A wireframe is a two-dimensional depiction of a website’s interface to help visualize and brainstorm formatting and customization options before development. Wireframes take the stress out of website-building by acting as a rough draft of what you hope your WordPress or Scalar site will look like. Without wireframing, a website will often lack complexity because the developer did not take the time to think about formatting and navigational errors that a quick sketch could have fixed. So, to safe yourself time later building out your site, consider brainstorming on paper or digitally your ideas.

How to Start:

Building out your wireframes can seem like a challenge when you don’t know where to start. Here are some facts to remember before starting the brainstorming process.
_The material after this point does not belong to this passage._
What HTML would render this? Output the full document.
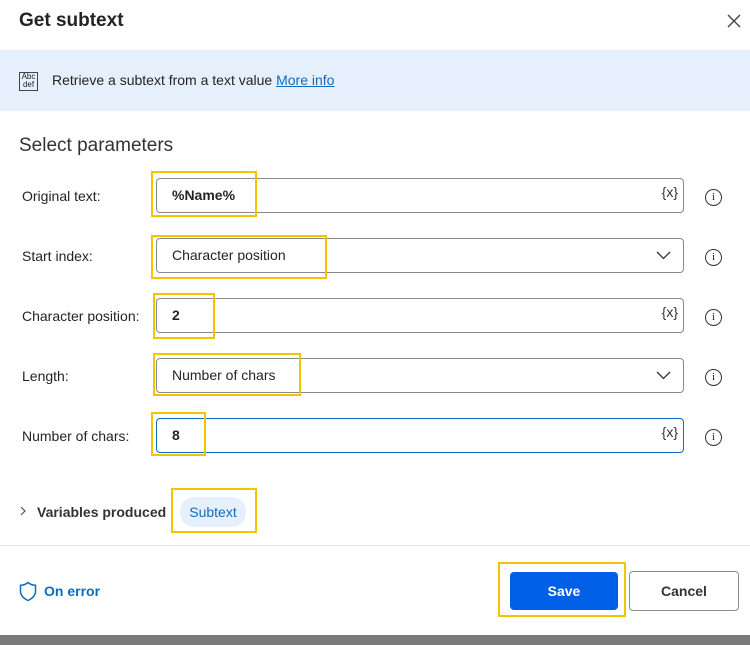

  • There are two types of wireframes: You have the option to either brainstorm on paper or use digital tools. From sticky notes to Microsoft Word or Powerpoint, wireframes can take on many forms and mainly depend on how you see yourself best brainstorming. Do you enjoy illustrating your ideas on a whiteboard or large piece of paper? How about sketching out you plans using the formatting tools available on your computer?

The following pictures show multiple examples of past wireframes from students and faculty.

  • Paths help to visualize the viewer experience: Oftentimes people can get caught up trying to brainstorm what their main pages will look like, completely forgetting about navigation and how they hope to guide the user through their website. Creating a separate wireframe for pathways is a smart step to take when trying to properly sketch out and visualize the path of “clicks” your audience will be taking to visit different pages on the site. Pathways can remind us in a way of a sports bracket sheet or large family tree when trying to sketch out. Staying organized is a challenge, so remember to give yourself plenty of room.
The diagram is an simple digital wireframe to build out this website’s pathways for navigation

  • Keep in mind aesthetics: Writing for the Web teaches us about how users tend to scan websites instead of reading every line of text. You can make your website more interesting to the viewer by incorporating spaces for possible photos, videos, infographics, and digital tools in your wireframes. These additional sketches will help you as the creator see what parts of your website may appear more boring or easily clicked through by your viewers.